How to Identify a Corrupt Election

The election is over now. No one died (yet). Today there is an opposition demonstration in Yerevan, but it seems that the ruckus will die down until next year’s presidential election.

So, was the election a success? According to the news outlets and what I’ve heard, yes and no. It was relatively peaceful, but still several degrees removed from what we would consider a fair election in the States.

For those of you back home, I want you to close your eyes and imagine the following (okay, read it first, then close your eyes):

• You get a knock on the door the week before the election. A party representative hands you a 10,000 dram bill. That’s about $25. But wait, the GDP per capita based on purchasing power parity in Armenia is around $5,300. In America, it’s $48,300. So to an Armenian that $25 is really like one of us getting handed $225. How much is your vote worth?
• You see brand new Ukrainian tractors displayed in your town with political signs inside. The word on the street is, if the party gets enough votes the tractors will be “donated” to the community.
• You are forced to vote for the ruling party in order to keep your job.
• You go to vote with your passport and all your papers in order. You are an honest person. So, you are dismayed when the temporary ink stamp you receive on your passport after voting disappears within a few minutes. The stamp was supposed to stay visible for 12 hours.
• You are crowded into a polling place and have to deal with representatives from several different political parties meandering around. Some of them even come to blows.
• You are a student. You are not a fan of the president’s political party (which also holds the most seats in parliament). However, you are forced to attend a speech in the capital due to your teachers’ threats. You attend the rally. Suddenly, a man lights a cigarette and the decorative balloons burst into flames. They were not filled with helium but with a flammable gas. You suffer burns, just like 150 other young attendees. The president goes on to give his speech, does not say anything about the incident, and then a concert is held after his speech.
• You aren’t happy with the election. You want to attend the opposition rally held two days later in the capital. You live outside the capital in a regional town. Somehow, public transportation to the capital is canceled on the day of the rally.

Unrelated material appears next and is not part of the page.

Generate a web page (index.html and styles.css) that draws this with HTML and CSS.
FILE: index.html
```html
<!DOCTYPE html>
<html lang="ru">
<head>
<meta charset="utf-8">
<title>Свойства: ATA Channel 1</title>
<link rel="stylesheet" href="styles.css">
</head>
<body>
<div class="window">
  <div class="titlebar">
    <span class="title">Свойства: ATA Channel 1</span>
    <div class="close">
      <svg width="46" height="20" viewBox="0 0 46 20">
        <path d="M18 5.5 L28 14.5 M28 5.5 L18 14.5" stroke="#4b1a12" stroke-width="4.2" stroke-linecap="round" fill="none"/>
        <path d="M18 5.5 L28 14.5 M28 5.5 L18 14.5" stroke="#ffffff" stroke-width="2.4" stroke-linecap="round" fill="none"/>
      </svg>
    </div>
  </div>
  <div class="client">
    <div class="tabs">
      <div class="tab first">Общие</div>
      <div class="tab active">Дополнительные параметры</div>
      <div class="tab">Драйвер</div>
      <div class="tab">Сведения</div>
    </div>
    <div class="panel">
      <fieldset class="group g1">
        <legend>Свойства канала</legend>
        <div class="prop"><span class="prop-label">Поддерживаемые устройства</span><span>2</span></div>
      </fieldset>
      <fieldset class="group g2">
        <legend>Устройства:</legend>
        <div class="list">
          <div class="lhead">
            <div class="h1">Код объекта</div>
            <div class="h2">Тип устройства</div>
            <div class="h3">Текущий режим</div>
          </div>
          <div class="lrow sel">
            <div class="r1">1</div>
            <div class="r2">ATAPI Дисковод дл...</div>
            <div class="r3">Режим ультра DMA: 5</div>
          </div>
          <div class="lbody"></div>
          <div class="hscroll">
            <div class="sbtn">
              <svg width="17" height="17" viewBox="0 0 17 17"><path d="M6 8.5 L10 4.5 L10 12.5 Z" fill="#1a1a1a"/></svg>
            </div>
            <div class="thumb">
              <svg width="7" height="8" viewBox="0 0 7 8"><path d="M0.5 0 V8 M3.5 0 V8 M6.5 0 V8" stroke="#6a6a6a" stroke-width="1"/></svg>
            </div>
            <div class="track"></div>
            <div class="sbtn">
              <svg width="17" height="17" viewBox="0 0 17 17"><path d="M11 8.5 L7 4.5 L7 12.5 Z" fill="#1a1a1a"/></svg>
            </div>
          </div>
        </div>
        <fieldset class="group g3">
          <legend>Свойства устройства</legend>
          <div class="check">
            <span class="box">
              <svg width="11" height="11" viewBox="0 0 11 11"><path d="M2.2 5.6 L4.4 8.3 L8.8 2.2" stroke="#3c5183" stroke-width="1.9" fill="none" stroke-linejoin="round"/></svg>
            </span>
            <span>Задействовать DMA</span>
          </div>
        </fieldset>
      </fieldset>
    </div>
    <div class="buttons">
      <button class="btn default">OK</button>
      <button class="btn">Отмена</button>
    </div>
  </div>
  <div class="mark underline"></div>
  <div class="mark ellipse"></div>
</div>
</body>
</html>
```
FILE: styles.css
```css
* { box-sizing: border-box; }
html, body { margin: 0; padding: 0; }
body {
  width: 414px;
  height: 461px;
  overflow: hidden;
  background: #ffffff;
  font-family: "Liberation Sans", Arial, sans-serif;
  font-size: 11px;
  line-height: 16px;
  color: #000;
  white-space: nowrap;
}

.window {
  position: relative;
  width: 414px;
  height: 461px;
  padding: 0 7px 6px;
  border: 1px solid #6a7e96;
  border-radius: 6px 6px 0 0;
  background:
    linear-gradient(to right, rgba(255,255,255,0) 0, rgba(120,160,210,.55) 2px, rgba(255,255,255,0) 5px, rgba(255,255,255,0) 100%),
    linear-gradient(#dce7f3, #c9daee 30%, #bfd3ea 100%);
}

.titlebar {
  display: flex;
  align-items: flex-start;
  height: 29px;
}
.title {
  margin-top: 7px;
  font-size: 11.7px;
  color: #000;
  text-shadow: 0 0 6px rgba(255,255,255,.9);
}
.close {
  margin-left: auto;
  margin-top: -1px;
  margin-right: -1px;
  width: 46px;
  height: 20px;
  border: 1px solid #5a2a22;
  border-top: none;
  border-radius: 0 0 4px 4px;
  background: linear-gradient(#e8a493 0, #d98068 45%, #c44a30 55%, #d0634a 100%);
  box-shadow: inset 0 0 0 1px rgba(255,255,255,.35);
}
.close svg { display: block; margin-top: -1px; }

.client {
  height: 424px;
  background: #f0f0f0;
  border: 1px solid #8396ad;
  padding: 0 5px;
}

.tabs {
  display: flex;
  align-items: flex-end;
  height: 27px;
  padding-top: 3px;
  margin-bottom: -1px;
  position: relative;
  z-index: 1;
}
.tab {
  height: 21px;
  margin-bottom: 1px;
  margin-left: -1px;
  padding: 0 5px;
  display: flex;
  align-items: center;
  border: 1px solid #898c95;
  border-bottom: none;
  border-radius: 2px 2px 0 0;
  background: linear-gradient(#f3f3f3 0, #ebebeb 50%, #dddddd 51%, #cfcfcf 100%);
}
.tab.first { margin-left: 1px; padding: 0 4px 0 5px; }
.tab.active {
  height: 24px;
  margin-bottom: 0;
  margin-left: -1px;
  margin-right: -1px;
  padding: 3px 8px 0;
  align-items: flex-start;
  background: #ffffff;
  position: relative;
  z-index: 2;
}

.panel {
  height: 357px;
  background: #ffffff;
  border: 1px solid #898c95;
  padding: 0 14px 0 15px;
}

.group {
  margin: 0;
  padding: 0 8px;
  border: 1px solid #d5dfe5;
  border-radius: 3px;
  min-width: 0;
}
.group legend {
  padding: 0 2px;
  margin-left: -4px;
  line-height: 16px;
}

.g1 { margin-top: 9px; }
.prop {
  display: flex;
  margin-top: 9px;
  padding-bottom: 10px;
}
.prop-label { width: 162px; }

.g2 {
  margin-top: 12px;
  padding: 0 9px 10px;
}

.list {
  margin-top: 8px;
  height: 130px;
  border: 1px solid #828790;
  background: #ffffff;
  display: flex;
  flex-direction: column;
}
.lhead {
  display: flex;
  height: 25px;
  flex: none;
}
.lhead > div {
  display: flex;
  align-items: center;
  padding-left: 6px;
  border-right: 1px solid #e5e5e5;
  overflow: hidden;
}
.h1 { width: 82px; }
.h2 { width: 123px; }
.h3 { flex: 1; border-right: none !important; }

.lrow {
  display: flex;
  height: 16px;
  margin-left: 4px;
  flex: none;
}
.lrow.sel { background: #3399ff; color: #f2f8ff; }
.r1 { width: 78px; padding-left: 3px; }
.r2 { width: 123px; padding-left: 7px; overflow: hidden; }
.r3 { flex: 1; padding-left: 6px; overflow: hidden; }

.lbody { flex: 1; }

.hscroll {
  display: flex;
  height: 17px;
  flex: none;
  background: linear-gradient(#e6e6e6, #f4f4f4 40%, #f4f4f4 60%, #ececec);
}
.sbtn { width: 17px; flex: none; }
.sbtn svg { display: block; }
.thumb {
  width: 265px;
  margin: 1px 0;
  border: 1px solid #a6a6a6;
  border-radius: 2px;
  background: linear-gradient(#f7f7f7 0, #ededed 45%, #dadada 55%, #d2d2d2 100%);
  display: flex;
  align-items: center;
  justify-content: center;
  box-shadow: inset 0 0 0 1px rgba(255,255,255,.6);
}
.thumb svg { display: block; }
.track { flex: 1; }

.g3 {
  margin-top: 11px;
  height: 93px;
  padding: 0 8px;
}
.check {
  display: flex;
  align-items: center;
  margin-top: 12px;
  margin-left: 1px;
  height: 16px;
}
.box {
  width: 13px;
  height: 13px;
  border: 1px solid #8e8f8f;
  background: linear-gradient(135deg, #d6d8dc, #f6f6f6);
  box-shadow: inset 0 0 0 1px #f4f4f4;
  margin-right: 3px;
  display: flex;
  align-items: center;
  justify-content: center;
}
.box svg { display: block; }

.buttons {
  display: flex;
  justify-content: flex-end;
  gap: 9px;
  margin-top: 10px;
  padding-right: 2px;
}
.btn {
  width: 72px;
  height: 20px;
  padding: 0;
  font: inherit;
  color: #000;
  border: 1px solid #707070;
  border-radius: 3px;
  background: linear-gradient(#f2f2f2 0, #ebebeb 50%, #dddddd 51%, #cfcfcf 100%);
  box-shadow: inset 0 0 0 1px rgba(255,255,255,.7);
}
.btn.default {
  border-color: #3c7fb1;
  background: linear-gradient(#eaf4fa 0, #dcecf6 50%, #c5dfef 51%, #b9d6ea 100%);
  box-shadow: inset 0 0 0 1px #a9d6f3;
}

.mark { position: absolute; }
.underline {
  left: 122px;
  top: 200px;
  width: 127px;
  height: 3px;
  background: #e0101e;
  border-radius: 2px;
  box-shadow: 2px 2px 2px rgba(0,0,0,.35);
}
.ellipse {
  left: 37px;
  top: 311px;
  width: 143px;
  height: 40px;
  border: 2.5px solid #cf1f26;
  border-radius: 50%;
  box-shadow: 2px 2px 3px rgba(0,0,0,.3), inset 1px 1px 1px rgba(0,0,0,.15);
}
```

Sadly, I’m not making any of this stuff up. I’ve gotten used to the behavior in Armenia. They don’t know how to form lines. Corruption is rampant. Stuff like that. But when you apply the same behavior to the election, it seems worse somehow. Or it’s just sadder to me. It’s sad because the fate of their nation is at stake. By many accounts the current administration has failed them, yet the ruling party came away with even more parliamentary seats. Why is that? Is it due to the corruption of the election process? Or did the people really want to vote for the ruling party? Maybe there was no better alternative. Regardless, I wish the election could have been cleaner. Still, change is slow and small here. There was no major violence and it was relatively clean. That will have to do as progress for now.